Requirement ▸ Output all the data exactly. Pictures do not belong in the copy.

Given material ▸
########################################
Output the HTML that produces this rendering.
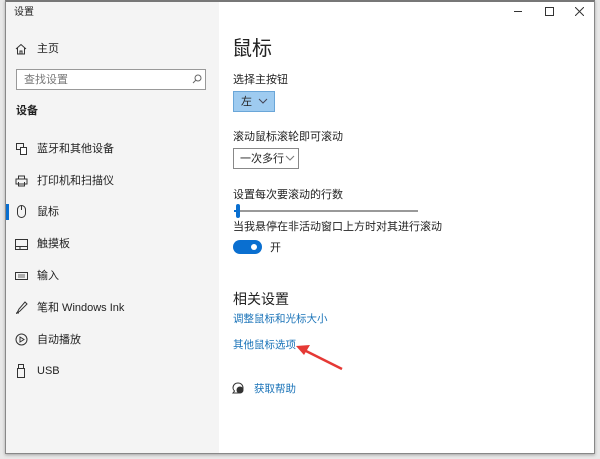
<!DOCTYPE html>
<html><head><meta charset="utf-8"><style>
*{margin:0;padding:0;box-sizing:border-box}
body{width:600px;height:459px;background:#e8e8e8;position:relative;overflow:hidden;font-family:"Liberation Sans","Noto Sans CJK SC",sans-serif;color:#222}
.win{position:absolute;left:5px;top:0;width:590px;height:454px;background:#fff;border:1px solid #888;border-top:2px solid #777;box-shadow:0 1px 3px rgba(0,0,0,.3)}
.side{position:absolute;left:0;top:0;width:213px;height:100%;background:#f4f4f4}
.t{position:absolute;font-size:11px;white-space:nowrap;line-height:14px}
.ic{position:absolute}
.link{color:#1a73b8}
</style></head><body>
<div class="win">
<div class="side"></div>
</div>
<div class="t" style="left:14px;top:6px;font-size:10px">设置</div>
<div style="position:absolute;left:514px;top:11px;width:8px;height:1px;background:#333"></div>
<div style="position:absolute;left:545px;top:7px;width:9px;height:9px;border:1px solid #333"></div>
<svg class="ic" style="left:575px;top:7px" width="9" height="9" viewBox="0 0 9 9"><path d="M0 0L9 9M9 0L0 9" stroke="#333"/></svg>

<svg class="ic" style="left:15px;top:43px" width="12" height="12" viewBox="0 0 12 12"><path d="M1 6L6 1.5L11 6M2.5 5V11H9.5V5M5 11V8H7V11" fill="none" stroke="#333" stroke-width="1"/></svg>
<div class="t" style="left:37px;top:42px">主页</div>
<div style="position:absolute;left:16px;top:69px;width:190px;height:21px;border:1px solid #999;background:#fff"></div>
<div class="t" style="left:24px;top:73px;color:#777">查找设置</div>
<svg class="ic" style="left:192px;top:74px" width="10" height="10" viewBox="0 0 10 10"><circle cx="6" cy="4" r="3" fill="none" stroke="#666"/><path d="M4 6L1 9" stroke="#666"/></svg>
<div class="t" style="left:16px;top:104px;font-weight:bold">设备</div>

<svg class="ic" style="left:16px;top:143px" width="12" height="12" viewBox="0 0 12 12"><rect x="0.5" y="0.5" width="7" height="6" fill="none" stroke="#333"/><rect x="4.5" y="4.5" width="6" height="7" fill="#fff" stroke="#333"/></svg>
<div class="t" style="left:37px;top:142px">蓝牙和其他设备</div>
<svg class="ic" style="left:15px;top:175px" width="13" height="12" viewBox="0 0 13 12"><path d="M3.5 4V1H9.5V4M1 4H12V9H1ZM3.5 7V11H9.5V7" fill="none" stroke="#333"/></svg>
<div class="t" style="left:37px;top:174px">打印机和扫描仪</div>
<div style="position:absolute;left:6px;top:204px;width:3px;height:16px;background:#0a6fd0"></div>
<svg class="ic" style="left:17px;top:205px" width="9" height="13" viewBox="0 0 9 13"><rect x="0.5" y="0.5" width="8" height="12" rx="4" fill="none" stroke="#333"/><path d="M4.5 1V5" stroke="#333"/></svg>
<div class="t" style="left:37px;top:205px">鼠标</div>
<svg class="ic" style="left:15px;top:239px" width="13" height="11" viewBox="0 0 13 11"><rect x="0.5" y="0.5" width="12" height="10" fill="none" stroke="#333"/><path d="M0.5 7.5H12.5M5 7.5V10.5" stroke="#333"/></svg>
<div class="t" style="left:37px;top:237px">触摸板</div>
<svg class="ic" style="left:15px;top:272px" width="13" height="8" viewBox="0 0 13 8"><rect x="0.5" y="0.5" width="12" height="7" fill="none" stroke="#333"/><path d="M3 3H10M3 5H10" stroke="#333" stroke-width=".8"/></svg>
<div class="t" style="left:37px;top:269px">输入</div>
<svg class="ic" style="left:15px;top:301px" width="13" height="13" viewBox="0 0 13 13"><path d="M2 12L4 8L10 1L12 3L5 10Z M1 12H4" fill="none" stroke="#333"/></svg>
<div class="t" style="left:37px;top:301px">笔和 Windows Ink</div>
<svg class="ic" style="left:15px;top:333px" width="13" height="13" viewBox="0 0 13 13"><circle cx="6.5" cy="6.5" r="5.5" fill="none" stroke="#333"/><path d="M5 4V9L9 6.5Z" fill="none" stroke="#333"/></svg>
<div class="t" style="left:37px;top:333px">自动播放</div>
<svg class="ic" style="left:17px;top:364px" width="8" height="14" viewBox="0 0 8 14"><rect x="0.5" y="4.5" width="7" height="9" fill="none" stroke="#333"/><rect x="1.5" y="0.5" width="5" height="4" fill="none" stroke="#333"/></svg>
<div class="t" style="left:37px;top:364px">USB</div>

<div class="t" style="left:232px;top:37px;font-size:20px;line-height:24px">鼠标</div>
<div class="t" style="left:233px;top:73px">选择主按钮</div>
<div style="position:absolute;left:233px;top:91px;width:42px;height:21px;background:#9ecbf0;border:1px solid #6aa6d8"></div>
<div class="t" style="left:241px;top:95px">左</div>
<svg class="ic" style="left:258px;top:98px" width="10" height="6" viewBox="0 0 10 6"><path d="M1 1L5 5L9 1" fill="none" stroke="#445"/></svg>
<div class="t" style="left:233px;top:130px">滚动鼠标滚轮即可滚动</div>
<div style="position:absolute;left:233px;top:148px;width:66px;height:21px;border:1px solid #888;background:#fff"></div>
<div class="t" style="left:240px;top:152px">一次多行</div>
<svg class="ic" style="left:285px;top:155px" width="10" height="6" viewBox="0 0 10 6"><path d="M1 1L5 5L9 1" fill="none" stroke="#777"/></svg>
<div class="t" style="left:233px;top:188px">设置每次要滚动的行数</div>
<div style="position:absolute;left:234px;top:210px;width:184px;height:2px;background:#999"></div>
<div style="position:absolute;left:234px;top:210px;width:4px;height:2px;background:#0a6fd0"></div>
<div style="position:absolute;left:236px;top:204px;width:4px;height:14px;border-radius:2px;background:#0a6fd0"></div>
<div class="t" style="left:233px;top:220px">当我悬停在非活动窗口上方时对其进行滚动</div>
<div style="position:absolute;left:233px;top:240px;width:29px;height:14px;border-radius:7px;background:#0a6fd0"></div>
<div style="position:absolute;left:251px;top:244px;width:6px;height:6px;border-radius:3px;background:#fff"></div>
<div class="t" style="left:270px;top:241px">开</div>

<div class="t" style="left:233px;top:290px;font-size:14px;line-height:18px">相关设置</div>
<div class="t link" style="left:233px;top:312px;font-size:10.5px">调整鼠标和光标大小</div>
<div class="t link" style="left:233px;top:338px;font-size:10.5px">其他鼠标选项</div>
<svg class="ic" style="left:232px;top:382px" width="13" height="13" viewBox="0 0 13 13"><path d="M1 6C1 3 3 1 6 1S11 3 11 6 9 11 6 11H1L2.5 9C1.5 8 1 7 1 6Z" fill="#fff" stroke="#333"/><circle cx="8" cy="8" r="3.5" fill="#333"/></svg>
<div class="t link" style="left:254px;top:382px;font-size:10.5px">获取帮助</div>
<svg class="ic" style="left:290px;top:340px" width="60" height="35" viewBox="0 0 60 35"><path d="M52 29L14 10" stroke="#e53935" stroke-width="2.5"/><path d="M6 6L20 5L14 15Z" fill="#e53935"/></svg>
</body></html>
########################################
Task result ▸
Output the HTML that produces this rendering.
<!DOCTYPE html>
<html><head><meta charset="utf-8"><style>
*{margin:0;padding:0;box-sizing:border-box}
body{width:600px;height:459px;background:#e8e8e8;position:relative;overflow:hidden;font-family:"Liberation Sans","Noto Sans CJK SC",sans-serif;color:#222}
.win{position:absolute;left:5px;top:0;width:590px;height:454px;background:#fff;border:1px solid #888;border-top:2px solid #777;box-shadow:0 1px 3px rgba(0,0,0,.3)}
.side{position:absolute;left:0;top:0;width:213px;height:100%;background:#f4f4f4}
.t{position:absolute;font-size:11px;white-space:nowrap;line-height:14px}
.ic{position:absolute}
.link{color:#1a73b8}
</style></head><body>
<div class="win">
<div class="side"></div>
</div>
<div class="t" style="left:14px;top:6px;font-size:10px">设置</div>
<div style="position:absolute;left:514px;top:11px;width:8px;height:1px;background:#333"></div>
<div style="position:absolute;left:545px;top:7px;width:9px;height:9px;border:1px solid #333"></div>
<svg class="ic" style="left:575px;top:7px" width="9" height="9" viewBox="0 0 9 9"><path d="M0 0L9 9M9 0L0 9" stroke="#333"/></svg>

<svg class="ic" style="left:15px;top:43px" width="12" height="12" viewBox="0 0 12 12"><path d="M1 6L6 1.5L11 6M2.5 5V11H9.5V5M5 11V8H7V11" fill="none" stroke="#333" stroke-width="1"/></svg>
<div class="t" style="left:37px;top:42px">主页</div>
<div style="position:absolute;left:16px;top:69px;width:190px;height:21px;border:1px solid #999;background:#fff"></div>
<div class="t" style="left:24px;top:73px;color:#777">查找设置</div>
<svg class="ic" style="left:192px;top:74px" width="10" height="10" viewBox="0 0 10 10"><circle cx="6" cy="4" r="3" fill="none" stroke="#666"/><path d="M4 6L1 9" stroke="#666"/></svg>
<div class="t" style="left:16px;top:104px;font-weight:bold">设备</div>

<svg class="ic" style="left:16px;top:143px" width="12" height="12" viewBox="0 0 12 12"><rect x="0.5" y="0.5" width="7" height="6" fill="none" stroke="#333"/><rect x="4.5" y="4.5" width="6" height="7" fill="#fff" stroke="#333"/></svg>
<div class="t" style="left:37px;top:142px">蓝牙和其他设备</div>
<svg class="ic" style="left:15px;top:175px" width="13" height="12" viewBox="0 0 13 12"><path d="M3.5 4V1H9.5V4M1 4H12V9H1ZM3.5 7V11H9.5V7" fill="none" stroke="#333"/></svg>
<div class="t" style="left:37px;top:174px">打印机和扫描仪</div>
<div style="position:absolute;left:6px;top:204px;width:3px;height:16px;background:#0a6fd0"></div>
<svg class="ic" style="left:17px;top:205px" width="9" height="13" viewBox="0 0 9 13"><rect x="0.5" y="0.5" width="8" height="12" rx="4" fill="none" stroke="#333"/><path d="M4.5 1V5" stroke="#333"/></svg>
<div class="t" style="left:37px;top:205px">鼠标</div>
<svg class="ic" style="left:15px;top:239px" width="13" height="11" viewBox="0 0 13 11"><rect x="0.5" y="0.5" width="12" height="10" fill="none" stroke="#333"/><path d="M0.5 7.5H12.5M5 7.5V10.5" stroke="#333"/></svg>
<div class="t" style="left:37px;top:237px">触摸板</div>
<svg class="ic" style="left:15px;top:272px" width="13" height="8" viewBox="0 0 13 8"><rect x="0.5" y="0.5" width="12" height="7" fill="none" stroke="#333"/><path d="M3 3H10M3 5H10" stroke="#333" stroke-width=".8"/></svg>
<div class="t" style="left:37px;top:269px">输入</div>
<svg class="ic" style="left:15px;top:301px" width="13" height="13" viewBox="0 0 13 13"><path d="M2 12L4 8L10 1L12 3L5 10Z M1 12H4" fill="none" stroke="#333"/></svg>
<div class="t" style="left:37px;top:301px">笔和 Windows Ink</div>
<svg class="ic" style="left:15px;top:333px" width="13" height="13" viewBox="0 0 13 13"><circle cx="6.5" cy="6.5" r="5.5" fill="none" stroke="#333"/><path d="M5 4V9L9 6.5Z" fill="none" stroke="#333"/></svg>
<div class="t" style="left:37px;top:333px">自动播放</div>
<svg class="ic" style="left:17px;top:364px" width="8" height="14" viewBox="0 0 8 14"><rect x="0.5" y="4.5" width="7" height="9" fill="none" stroke="#333"/><rect x="1.5" y="0.5" width="5" height="4" fill="none" stroke="#333"/></svg>
<div class="t" style="left:37px;top:364px">USB</div>

<div class="t" style="left:232px;top:37px;font-size:20px;line-height:24px">鼠标</div>
<div class="t" style="left:233px;top:73px">选择主按钮</div>
<div style="position:absolute;left:233px;top:91px;width:42px;height:21px;background:#9ecbf0;border:1px solid #6aa6d8"></div>
<div class="t" style="left:241px;top:95px">左</div>
<svg class="ic" style="left:258px;top:98px" width="10" height="6" viewBox="0 0 10 6"><path d="M1 1L5 5L9 1" fill="none" stroke="#445"/></svg>
<div class="t" style="left:233px;top:130px">滚动鼠标滚轮即可滚动</div>
<div style="position:absolute;left:233px;top:148px;width:66px;height:21px;border:1px solid #888;background:#fff"></div>
<div class="t" style="left:240px;top:152px">一次多行</div>
<svg class="ic" style="left:285px;top:155px" width="10" height="6" viewBox="0 0 10 6"><path d="M1 1L5 5L9 1" fill="none" stroke="#777"/></svg>
<div class="t" style="left:233px;top:188px">设置每次要滚动的行数</div>
<div style="position:absolute;left:234px;top:210px;width:184px;height:2px;background:#999"></div>
<div style="position:absolute;left:234px;top:210px;width:4px;height:2px;background:#0a6fd0"></div>
<div style="position:absolute;left:236px;top:204px;width:4px;height:14px;border-radius:2px;background:#0a6fd0"></div>
<div class="t" style="left:233px;top:220px">当我悬停在非活动窗口上方时对其进行滚动</div>
<div style="position:absolute;left:233px;top:240px;width:29px;height:14px;border-radius:7px;background:#0a6fd0"></div>
<div style="position:absolute;left:251px;top:244px;width:6px;height:6px;border-radius:3px;background:#fff"></div>
<div class="t" style="left:270px;top:241px">开</div>

<div class="t" style="left:233px;top:290px;font-size:14px;line-height:18px">相关设置</div>
<div class="t link" style="left:233px;top:312px;font-size:10.5px">调整鼠标和光标大小</div>
<div class="t link" style="left:233px;top:338px;font-size:10.5px">其他鼠标选项</div>
<svg class="ic" style="left:232px;top:382px" width="13" height="13" viewBox="0 0 13 13"><path d="M1 6C1 3 3 1 6 1S11 3 11 6 9 11 6 11H1L2.5 9C1.5 8 1 7 1 6Z" fill="#fff" stroke="#333"/><circle cx="8" cy="8" r="3.5" fill="#333"/></svg>
<div class="t link" style="left:254px;top:382px;font-size:10.5px">获取帮助</div>
<svg class="ic" style="left:290px;top:340px" width="60" height="35" viewBox="0 0 60 35"><path d="M52 29L14 10" stroke="#e53935" stroke-width="2.5"/><path d="M6 6L20 5L14 15Z" fill="#e53935"/></svg>
</body></html>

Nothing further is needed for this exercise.